*Provided data*:
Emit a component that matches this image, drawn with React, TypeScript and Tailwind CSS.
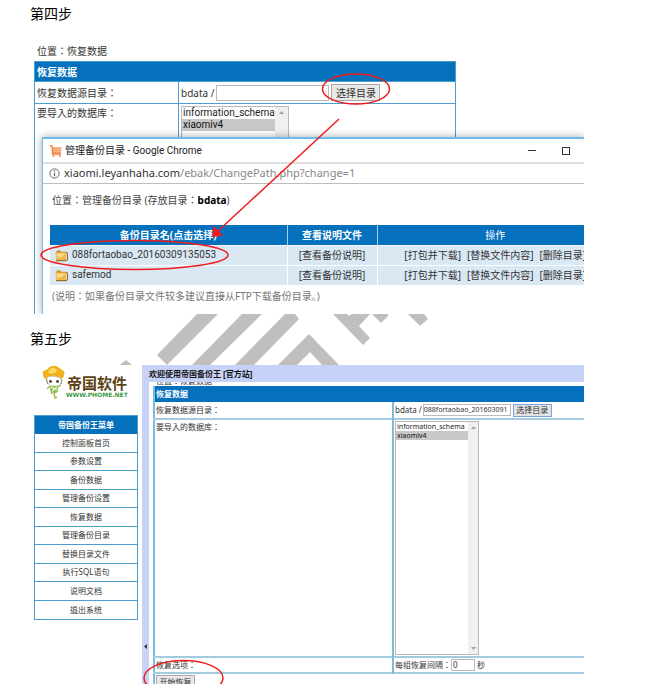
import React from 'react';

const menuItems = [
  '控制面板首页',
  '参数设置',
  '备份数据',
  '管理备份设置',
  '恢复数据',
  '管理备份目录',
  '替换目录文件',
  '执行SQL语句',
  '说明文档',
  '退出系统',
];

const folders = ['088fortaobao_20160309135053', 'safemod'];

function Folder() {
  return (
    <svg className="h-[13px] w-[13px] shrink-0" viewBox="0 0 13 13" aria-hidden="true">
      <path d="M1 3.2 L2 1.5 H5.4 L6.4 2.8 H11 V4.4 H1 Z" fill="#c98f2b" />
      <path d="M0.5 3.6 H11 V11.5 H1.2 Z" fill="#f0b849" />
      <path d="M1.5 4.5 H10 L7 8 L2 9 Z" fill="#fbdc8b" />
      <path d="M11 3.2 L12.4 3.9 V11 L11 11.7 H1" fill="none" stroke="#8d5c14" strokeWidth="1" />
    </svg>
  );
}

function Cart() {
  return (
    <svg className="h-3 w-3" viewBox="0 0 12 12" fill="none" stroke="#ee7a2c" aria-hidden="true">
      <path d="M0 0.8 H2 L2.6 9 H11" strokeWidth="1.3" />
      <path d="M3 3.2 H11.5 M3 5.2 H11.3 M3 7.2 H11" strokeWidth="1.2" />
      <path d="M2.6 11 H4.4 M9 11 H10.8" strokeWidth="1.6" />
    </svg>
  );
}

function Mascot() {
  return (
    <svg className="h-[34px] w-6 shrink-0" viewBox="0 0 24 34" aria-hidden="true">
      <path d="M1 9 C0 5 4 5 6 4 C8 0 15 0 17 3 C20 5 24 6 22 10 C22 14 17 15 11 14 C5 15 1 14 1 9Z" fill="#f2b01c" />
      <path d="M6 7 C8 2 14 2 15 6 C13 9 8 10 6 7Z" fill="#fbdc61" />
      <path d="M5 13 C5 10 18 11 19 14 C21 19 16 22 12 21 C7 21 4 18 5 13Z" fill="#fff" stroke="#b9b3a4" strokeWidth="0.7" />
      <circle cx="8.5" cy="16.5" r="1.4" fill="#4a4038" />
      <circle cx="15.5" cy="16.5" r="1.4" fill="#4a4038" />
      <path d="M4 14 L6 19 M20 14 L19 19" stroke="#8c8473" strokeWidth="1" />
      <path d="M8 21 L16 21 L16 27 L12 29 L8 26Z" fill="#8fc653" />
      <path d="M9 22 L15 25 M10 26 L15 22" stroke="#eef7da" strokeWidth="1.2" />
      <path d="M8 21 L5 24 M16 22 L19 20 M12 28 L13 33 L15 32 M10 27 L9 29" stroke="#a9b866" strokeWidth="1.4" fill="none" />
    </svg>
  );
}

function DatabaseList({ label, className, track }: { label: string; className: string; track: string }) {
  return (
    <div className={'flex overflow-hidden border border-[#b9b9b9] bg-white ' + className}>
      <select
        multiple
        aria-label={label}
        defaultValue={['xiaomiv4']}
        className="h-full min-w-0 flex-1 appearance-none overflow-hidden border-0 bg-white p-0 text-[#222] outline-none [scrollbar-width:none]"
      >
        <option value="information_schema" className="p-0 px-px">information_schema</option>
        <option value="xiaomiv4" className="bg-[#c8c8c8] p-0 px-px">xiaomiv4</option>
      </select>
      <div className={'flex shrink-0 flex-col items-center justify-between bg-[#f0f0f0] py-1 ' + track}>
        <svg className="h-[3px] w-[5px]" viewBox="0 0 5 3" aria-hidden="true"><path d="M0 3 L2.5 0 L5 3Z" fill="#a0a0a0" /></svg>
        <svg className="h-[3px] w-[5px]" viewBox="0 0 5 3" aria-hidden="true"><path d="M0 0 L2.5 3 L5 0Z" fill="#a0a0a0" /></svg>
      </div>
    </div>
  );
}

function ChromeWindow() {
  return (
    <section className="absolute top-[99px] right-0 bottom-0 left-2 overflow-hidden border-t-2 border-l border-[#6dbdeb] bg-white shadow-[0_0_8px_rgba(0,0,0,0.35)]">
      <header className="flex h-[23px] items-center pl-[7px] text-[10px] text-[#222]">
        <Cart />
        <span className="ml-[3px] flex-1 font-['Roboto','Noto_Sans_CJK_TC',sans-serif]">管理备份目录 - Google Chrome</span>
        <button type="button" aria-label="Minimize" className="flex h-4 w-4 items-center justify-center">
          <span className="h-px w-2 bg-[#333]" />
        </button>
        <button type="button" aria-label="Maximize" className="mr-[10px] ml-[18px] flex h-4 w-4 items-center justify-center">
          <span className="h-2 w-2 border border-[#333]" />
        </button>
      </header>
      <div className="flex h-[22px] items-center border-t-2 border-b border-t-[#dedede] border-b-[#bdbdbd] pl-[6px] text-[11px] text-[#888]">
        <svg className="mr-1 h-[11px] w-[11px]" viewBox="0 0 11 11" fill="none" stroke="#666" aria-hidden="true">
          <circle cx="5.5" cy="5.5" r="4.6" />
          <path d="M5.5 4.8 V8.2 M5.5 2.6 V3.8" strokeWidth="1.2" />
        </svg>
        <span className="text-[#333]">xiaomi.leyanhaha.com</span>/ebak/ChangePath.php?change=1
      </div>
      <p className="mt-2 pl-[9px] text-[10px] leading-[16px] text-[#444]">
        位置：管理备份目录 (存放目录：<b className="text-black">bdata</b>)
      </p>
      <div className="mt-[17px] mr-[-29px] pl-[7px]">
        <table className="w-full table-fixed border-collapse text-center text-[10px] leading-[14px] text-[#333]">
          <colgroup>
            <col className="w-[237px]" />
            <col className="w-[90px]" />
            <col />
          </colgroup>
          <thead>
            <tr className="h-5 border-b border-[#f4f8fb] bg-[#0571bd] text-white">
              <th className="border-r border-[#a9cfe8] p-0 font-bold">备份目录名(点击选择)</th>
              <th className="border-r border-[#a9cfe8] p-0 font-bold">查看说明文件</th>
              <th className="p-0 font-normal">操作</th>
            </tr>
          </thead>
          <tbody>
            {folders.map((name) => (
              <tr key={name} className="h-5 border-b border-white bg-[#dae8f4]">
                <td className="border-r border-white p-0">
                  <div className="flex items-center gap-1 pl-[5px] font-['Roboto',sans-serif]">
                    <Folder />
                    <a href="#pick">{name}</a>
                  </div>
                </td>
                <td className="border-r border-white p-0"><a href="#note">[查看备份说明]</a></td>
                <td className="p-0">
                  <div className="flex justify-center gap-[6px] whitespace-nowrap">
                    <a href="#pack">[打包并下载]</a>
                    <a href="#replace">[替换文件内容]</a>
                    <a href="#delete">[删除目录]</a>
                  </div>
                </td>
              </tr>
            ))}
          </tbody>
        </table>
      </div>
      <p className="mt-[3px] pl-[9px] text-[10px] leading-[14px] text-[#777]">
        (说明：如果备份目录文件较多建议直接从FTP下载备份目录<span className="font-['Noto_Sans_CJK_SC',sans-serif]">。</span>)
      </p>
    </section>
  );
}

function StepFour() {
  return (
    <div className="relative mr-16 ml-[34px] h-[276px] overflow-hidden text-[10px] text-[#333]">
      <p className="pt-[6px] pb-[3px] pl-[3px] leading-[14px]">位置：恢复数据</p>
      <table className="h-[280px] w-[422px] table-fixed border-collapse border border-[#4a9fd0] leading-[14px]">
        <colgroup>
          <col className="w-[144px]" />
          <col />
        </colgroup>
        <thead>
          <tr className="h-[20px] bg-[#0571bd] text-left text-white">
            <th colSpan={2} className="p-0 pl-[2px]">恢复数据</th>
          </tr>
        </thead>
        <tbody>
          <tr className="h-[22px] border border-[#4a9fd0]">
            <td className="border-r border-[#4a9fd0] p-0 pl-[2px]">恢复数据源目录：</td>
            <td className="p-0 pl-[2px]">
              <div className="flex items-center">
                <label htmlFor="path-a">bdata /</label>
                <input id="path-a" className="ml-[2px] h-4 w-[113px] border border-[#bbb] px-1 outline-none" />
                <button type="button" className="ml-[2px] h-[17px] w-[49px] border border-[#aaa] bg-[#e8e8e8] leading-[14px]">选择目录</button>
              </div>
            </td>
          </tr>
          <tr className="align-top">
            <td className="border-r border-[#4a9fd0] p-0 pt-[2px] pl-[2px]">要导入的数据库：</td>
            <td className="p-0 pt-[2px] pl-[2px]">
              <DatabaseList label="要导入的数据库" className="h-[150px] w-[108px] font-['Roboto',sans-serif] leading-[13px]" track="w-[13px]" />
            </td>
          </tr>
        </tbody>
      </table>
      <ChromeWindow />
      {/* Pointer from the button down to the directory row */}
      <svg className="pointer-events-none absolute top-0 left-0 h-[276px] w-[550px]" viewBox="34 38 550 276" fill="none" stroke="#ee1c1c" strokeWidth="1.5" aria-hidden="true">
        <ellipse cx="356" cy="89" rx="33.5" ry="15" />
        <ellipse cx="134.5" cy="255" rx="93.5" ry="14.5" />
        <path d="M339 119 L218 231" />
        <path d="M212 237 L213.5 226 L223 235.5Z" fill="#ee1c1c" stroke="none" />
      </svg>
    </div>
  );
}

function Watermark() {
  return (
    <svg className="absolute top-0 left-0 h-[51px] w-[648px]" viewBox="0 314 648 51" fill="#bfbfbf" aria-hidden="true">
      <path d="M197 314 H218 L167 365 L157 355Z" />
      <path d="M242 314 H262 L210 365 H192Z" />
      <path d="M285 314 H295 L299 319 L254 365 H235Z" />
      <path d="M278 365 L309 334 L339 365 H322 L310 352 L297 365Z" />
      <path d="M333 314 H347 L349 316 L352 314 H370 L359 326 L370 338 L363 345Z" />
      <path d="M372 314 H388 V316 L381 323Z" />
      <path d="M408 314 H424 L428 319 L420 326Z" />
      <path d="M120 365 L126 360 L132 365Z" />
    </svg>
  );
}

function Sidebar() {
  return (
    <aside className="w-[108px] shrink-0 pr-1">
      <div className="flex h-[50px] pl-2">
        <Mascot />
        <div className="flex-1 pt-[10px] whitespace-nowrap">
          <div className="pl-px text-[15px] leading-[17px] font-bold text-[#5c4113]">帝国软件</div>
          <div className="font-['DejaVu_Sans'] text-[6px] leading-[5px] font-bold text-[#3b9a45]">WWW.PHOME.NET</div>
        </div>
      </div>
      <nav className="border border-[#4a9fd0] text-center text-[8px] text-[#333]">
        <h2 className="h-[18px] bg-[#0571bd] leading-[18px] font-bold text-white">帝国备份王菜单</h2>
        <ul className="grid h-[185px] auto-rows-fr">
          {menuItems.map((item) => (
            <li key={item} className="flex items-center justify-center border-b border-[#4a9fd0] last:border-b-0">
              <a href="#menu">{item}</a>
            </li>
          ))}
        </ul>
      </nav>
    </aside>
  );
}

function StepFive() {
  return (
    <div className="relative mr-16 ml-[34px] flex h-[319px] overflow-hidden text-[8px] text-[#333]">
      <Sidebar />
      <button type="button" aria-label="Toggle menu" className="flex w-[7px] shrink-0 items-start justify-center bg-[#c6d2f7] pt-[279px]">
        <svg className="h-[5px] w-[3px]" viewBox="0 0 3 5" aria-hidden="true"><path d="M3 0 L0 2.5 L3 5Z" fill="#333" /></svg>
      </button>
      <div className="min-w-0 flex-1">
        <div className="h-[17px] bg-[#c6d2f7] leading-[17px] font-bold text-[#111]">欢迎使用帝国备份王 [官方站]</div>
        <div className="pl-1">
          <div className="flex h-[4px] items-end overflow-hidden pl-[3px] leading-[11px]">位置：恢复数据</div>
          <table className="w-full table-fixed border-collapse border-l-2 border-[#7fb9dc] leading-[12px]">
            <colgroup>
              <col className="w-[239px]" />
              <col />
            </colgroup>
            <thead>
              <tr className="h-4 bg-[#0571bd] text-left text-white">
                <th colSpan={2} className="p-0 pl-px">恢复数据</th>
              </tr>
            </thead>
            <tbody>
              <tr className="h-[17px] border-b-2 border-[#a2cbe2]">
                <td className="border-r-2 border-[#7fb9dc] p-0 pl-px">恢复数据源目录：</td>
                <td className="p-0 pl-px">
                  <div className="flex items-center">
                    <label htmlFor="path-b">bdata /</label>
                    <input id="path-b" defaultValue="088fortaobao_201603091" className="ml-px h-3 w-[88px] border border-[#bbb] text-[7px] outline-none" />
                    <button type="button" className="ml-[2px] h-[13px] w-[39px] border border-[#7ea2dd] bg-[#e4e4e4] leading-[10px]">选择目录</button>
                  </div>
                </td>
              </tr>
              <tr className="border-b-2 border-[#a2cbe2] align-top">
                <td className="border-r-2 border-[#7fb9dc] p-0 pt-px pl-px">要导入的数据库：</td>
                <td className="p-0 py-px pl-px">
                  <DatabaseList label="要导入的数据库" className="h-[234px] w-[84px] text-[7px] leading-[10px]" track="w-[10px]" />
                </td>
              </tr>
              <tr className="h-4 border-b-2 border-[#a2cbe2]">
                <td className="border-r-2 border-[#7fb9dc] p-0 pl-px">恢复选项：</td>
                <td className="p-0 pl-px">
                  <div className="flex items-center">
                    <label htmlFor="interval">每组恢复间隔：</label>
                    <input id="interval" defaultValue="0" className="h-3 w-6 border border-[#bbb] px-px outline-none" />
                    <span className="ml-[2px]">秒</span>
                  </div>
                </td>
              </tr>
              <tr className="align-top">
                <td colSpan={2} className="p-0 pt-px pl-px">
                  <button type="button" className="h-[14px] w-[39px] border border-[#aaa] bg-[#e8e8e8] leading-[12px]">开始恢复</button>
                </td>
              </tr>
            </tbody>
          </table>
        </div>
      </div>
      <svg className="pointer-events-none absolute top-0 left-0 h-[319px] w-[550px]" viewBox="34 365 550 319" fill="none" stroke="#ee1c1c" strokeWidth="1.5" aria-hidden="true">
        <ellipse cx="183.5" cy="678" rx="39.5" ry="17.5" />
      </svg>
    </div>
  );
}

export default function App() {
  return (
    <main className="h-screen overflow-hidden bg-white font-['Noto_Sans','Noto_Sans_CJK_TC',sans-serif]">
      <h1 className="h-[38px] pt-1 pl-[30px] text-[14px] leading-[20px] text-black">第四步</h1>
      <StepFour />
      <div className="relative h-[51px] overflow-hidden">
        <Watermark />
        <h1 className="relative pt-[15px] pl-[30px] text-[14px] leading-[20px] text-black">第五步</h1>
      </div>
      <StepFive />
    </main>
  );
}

*Task instructions*:
Give again, word for word, every line from the top of the data through the line with "const folders = ['088fortaobao_20160309135053', 'safemod'];", both ends included, and exclude the pictures.

*Result of this exercise*:
Emit a component that matches this image, drawn with React, TypeScript and Tailwind CSS.
import React from 'react';

const menuItems = [
  '控制面板首页',
  '参数设置',
  '备份数据',
  '管理备份设置',
  '恢复数据',
  '管理备份目录',
  '替换目录文件',
  '执行SQL语句',
  '说明文档',
  '退出系统',
];

const folders = ['088fortaobao_20160309135053', 'safemod'];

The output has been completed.